3 years ago things were very different, I was a total dog-phobic, severe enough to cross the street if i heard the pitter patters of paws, however tiny, approaching me. Volunteering as a dog walker in my local rescue centre, Bath Cats and Dogs Home, soon changed my perception of dogs, and as it happens, my life.

There's nothing quite like the feeling of befriending a dog, that wonderful moment where you've gained their trust and a bond starts to develop between the two of you. You become close through walks, those precious quiet moments where it's just the two of you exploring unknown fields and pathways, sharing sandwiches and affection, and receiving so much more than you give without intention.

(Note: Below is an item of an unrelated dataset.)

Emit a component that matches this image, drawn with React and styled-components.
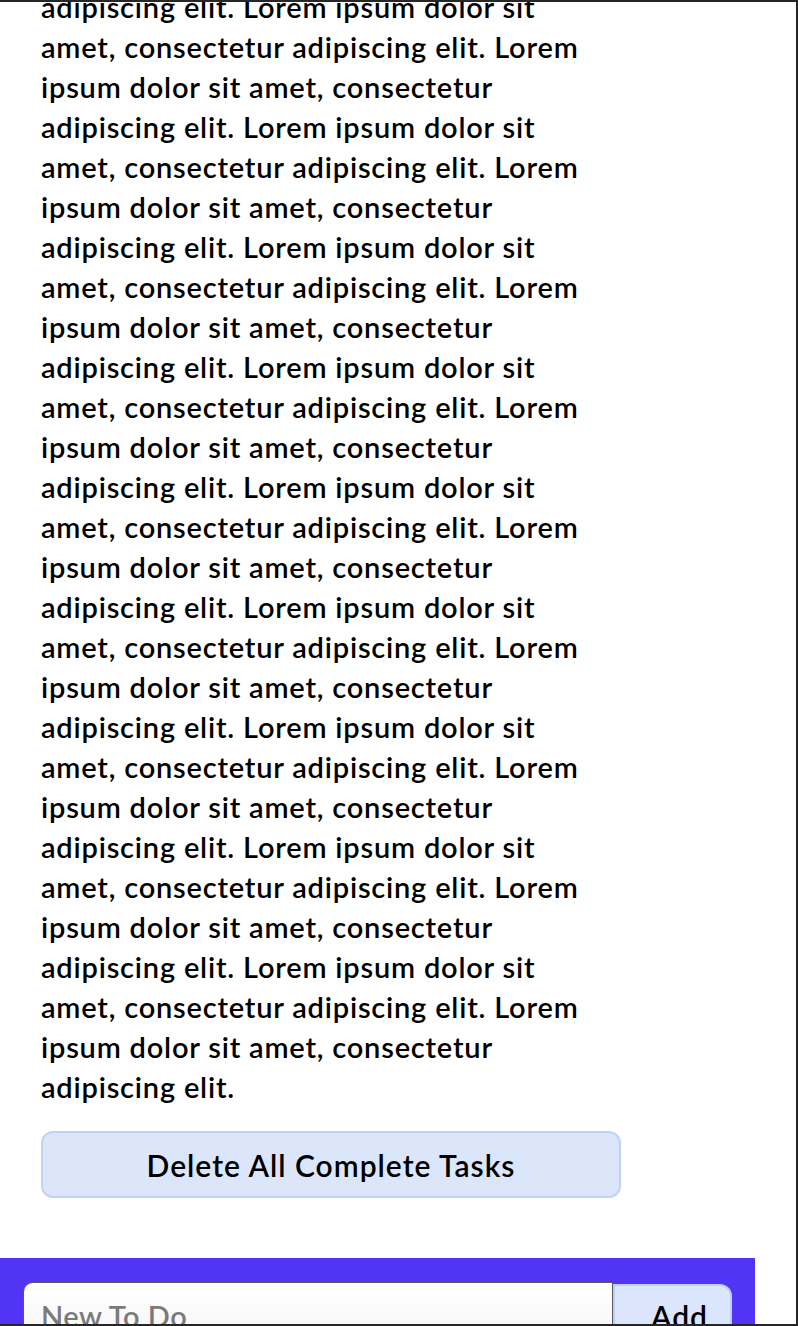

Dogs give all without asking for anything, love with their entire beings all the way from their licky mouths to their waggy tails; perhaps most overlooked is their ability to tell us the truth without malice or tact. Dogs do not act out of vengence or spite, they don't feel guilt or empathy in the way we assume they do, but this does not make them inferior to us because they don't see the world in shades of grey. It is this blunt, selfish innocence that makes our 4 legged furry friends far morally superior to their analytical 2 legged counterparts.

My love of dogs has so far cost me thousands of pounds in behaviour courses, nights full of tears when a beloved friend is euthanised or loathing kennel life, more versions of the common cold than I knew existed from walking rescue dogs in the Winter, and I will never need blusher again thanks to the sunburn I have constantly subjected myself to from paddock playtimes in the blistering heat....however please do not assume I am moaning as I have adored every single moment. No matter how dismal life can at times seem, one look in the soulful eyes of a dog and the world seems beautiful for me.

If there is ever a day when I question my purpose in life, the answer is always there clear and will always be worth living if you have earnt the love of a dog. Or many dogs, as I hope has and will be the case!